Game bigwig to rivals: You're history!

Throwing down the gauntlet, exec says video and computer games will become preferred mode of home entertainment
Written by Robert Lemos, Contributor

A senior executive from the games industry predicted Thursday that movies and TV are living on borrowed time. In a speech throwing down the gauntlet, Douglas Lowenstein, president of the Interactive Digital Software Association, said the games industry will soon supplant movies and television as the preferred mode of home consumer entertainment.

"Given a choice between the passive experience of watching TV and playing video games with the family in the living room, increasingly people are choosing games," said Lowenstein, whose trade association represents the video and computer game companies that account for 90 percent of the game industry's $6.1bn (4.02bn) software revenues in 1999.

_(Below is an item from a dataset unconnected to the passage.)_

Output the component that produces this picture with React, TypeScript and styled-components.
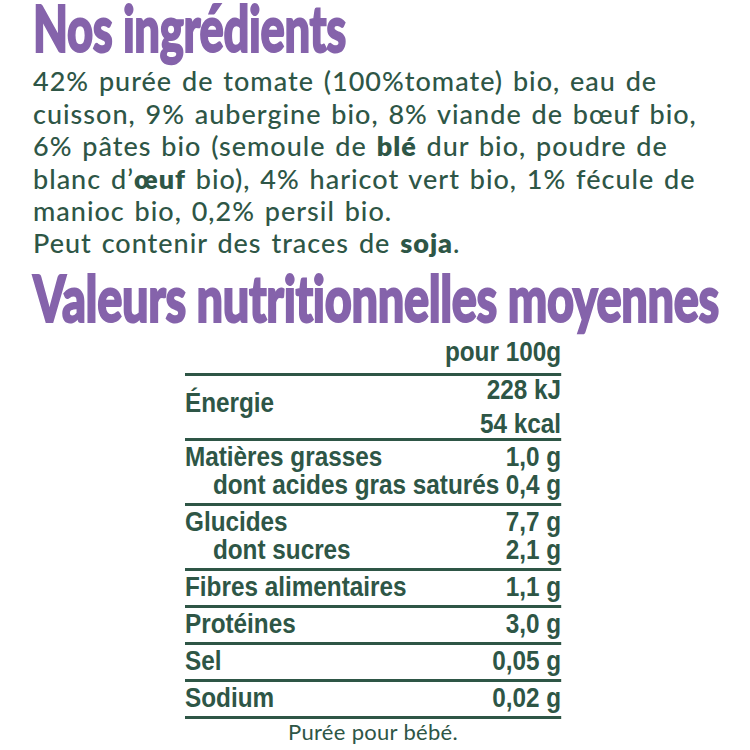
import { Fragment } from 'react'
import styled, { createGlobalStyle } from 'styled-components'

const GREEN = '#2e5646'
const PURPLE = '#8563ab'

const GlobalStyle = createGlobalStyle`
  html, body {
    margin: 0;
    padding: 0;
    background: #ffffff;
    overflow-x: hidden;
  }
`

const Page = styled.div`
  width: 750px;
  height: 750px;
  box-sizing: border-box;
  padding-left: 33px;
  color: ${GREEN};
  font-family: Lato, 'Noto Sans', sans-serif;
  overflow: hidden;
`

// condensed display face: a heavy sans squeezed horizontally
const Heading = styled.h1<{ $size: number; $scale: number; $gap: number }>`
  margin: ${(p) => p.$gap}px 0 0;
  font-family: Lato, 'DejaVu Sans', sans-serif;
  font-weight: 900;
  font-size: ${(p) => p.$size}px;
  line-height: 54px;
  color: ${PURPLE};
  -webkit-text-stroke: 2px ${PURPLE};
  white-space: nowrap;
  letter-spacing: -0.5px;
  transform: scaleX(${(p) => p.$scale});
  transform-origin: left center;
`

const Ingredients = styled.p`
  margin: 11.4px 0 0;
  font-size: 27px;
  line-height: 32.4px;
  font-weight: 500;
  letter-spacing: 1px;
  word-spacing: 2px;
  white-space: nowrap;
`

const Allergen = styled.b`
  font-weight: 800;
`

// Helvetica-condensed look: Arial metrics narrowed to 90%
const Table = styled.div`
  width: 417.8px;
  margin: 13.5px 0 0 152px;
  font-family: 'Liberation Sans', Arial, sans-serif;
  font-weight: 700;
  font-size: 27px;
  line-height: 28px;
  white-space: nowrap;
  transform: scaleX(0.9);
  transform-origin: left top;
`

const TableHead = styled.div`
  text-align: right;
  padding-bottom: 6.3px;
  border-bottom: 3px solid ${GREEN};
`

const Row = styled.div<{ $tight?: boolean }>`
  display: grid;
  grid-template-columns: 1fr auto;
  align-items: center;
  padding: ${(p) => (p.$tight ? '0' : '2px 0 4px')};
  border-bottom: 3px solid ${GREEN};
`

const Label = styled.div<{ $sub?: boolean; $lift?: boolean }>`
  padding-left: ${(p) => (p.$sub ? 31 : 0)}px;
  padding-bottom: ${(p) => (p.$lift ? 8 : 0)}px;
`

const Value = styled.div`
  text-align: right;
`

const Values = styled.div`
  display: flex;
  flex-direction: column;
  align-items: flex-end;
  gap: 6px;
`

const Footnote = styled.div`
  width: 376px;
  margin-left: 152px;
  text-align: center;
  font-size: 22px;
  line-height: 26px;
  letter-spacing: 0.3px;
`

type Line = { label: string; value: string; sub?: boolean }

const nutrients: Line[][] = [
  [
    { label: 'Matières grasses', value: '1,0 g' },
    { label: 'dont acides gras saturés', value: '0,4 g', sub: true },
  ],
  [
    { label: 'Glucides', value: '7,7 g' },
    { label: 'dont sucres', value: '2,1 g', sub: true },
  ],
  [{ label: 'Fibres alimentaires', value: '1,1 g' }],
  [{ label: 'Protéines', value: '3,0 g' }],
  [{ label: 'Sel', value: '0,05 g' }],
  [{ label: 'Sodium', value: '0,02 g' }],
]

export default function App() {
  return (
    <Page>
      <GlobalStyle />
      <Heading $size={65} $scale={0.697} $gap={0}>
        Nos ingrédients
      </Heading>
      <Ingredients>
        42% purée de tomate (100%tomate) bio, eau de
        <br />
        cuisson, 9% aubergine bio, 8% viande de bœuf bio,
        <br />
        6% pâtes bio (semoule de <Allergen>blé</Allergen> dur bio, poudre de
        <br />
        blanc d’<Allergen>œuf</Allergen> bio), 4% haricot vert bio, 1% fécule de
        <br />
        manioc bio, 0,2% persil bio.
        <br />
        Peut contenir des traces de <Allergen>soja</Allergen>.
      </Ingredients>
      <Heading as="h2" $size={64} $scale={0.733} $gap={11}>
        Valeurs nutritionnelles moyennes
      </Heading>
      <Table>
        <TableHead>pour 100g</TableHead>
        <Row $tight>
          <Label $lift>Énergie</Label>
          <Values>
            <Value>228 kJ</Value>
            <Value>54 kcal</Value>
          </Values>
        </Row>
        {nutrients.map((group) => (
          <Row key={group[0].label}>
            {group.map((line) => (
              <Fragment key={line.label}>
                <Label $sub={line.sub}>{line.label}</Label>
                <Value>{line.value}</Value>
              </Fragment>
            ))}
          </Row>
        ))}
      </Table>
      <Footnote>Purée pour bébé.</Footnote>
    </Page>
  )
}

According to a recent study by the IDSA, 36 percent of the heads of US households count video and computer games as their primary form of entertainment, double the 19 percent that picked television.

"Games are emerging as the dominant form of entertainment because they are personal and immersive," Lowenstein said.

The speech, which preceded the first day's events at the Electronic Entertainment Expo, comes on the heels of another study done for the games industry by the Washington, D.C.-based Peter D. Hart Research Associates , which found 145 million Americans -- about 60 percent of those 6 and older -- play some form of interactive entertainment.

Many more of those are adults, Lowenstein said. "When the game industry started (28 years ago), the kids that played those games are now in their thirties and forties," he said. On average, the typical gamer today is 28 years old, and 43 percent are female.

While many of those players might be clicking away at Solitaire, the game industry still sees the numbers as a hopeful sign in its fight to dominate home entertainment. Lowenstein compared the current estimates of $6.1 billion for software sales at retail and another half-billion for online revenues with the movie industry's $7.5bn take at the box office.

"We have not surpassed box office sales yet," Lowenstein said. "If they would stop raising prices while we lower ours, maybe it would happen sooner."

However, the numbers quoted by the trade association fail to include several other sources of revenue for the movie industry, including movie rentals and purchases of video and DVD films.

Lowenstein also dodged the violent-games bullet, suggesting that media fuss over a supposed connection between violent games and real-life violence had been played out.

"Last year, the story for the press was easy: 'Let's write about violent video games,'" he said. "This year, that's an old and overdone story."

Last year's E3 occurred weeks after the shooting rampage at Columbine High School in Colorado, which left 15 dead. The two teenage shooters had been avid players of the games "Doom" and "Quake."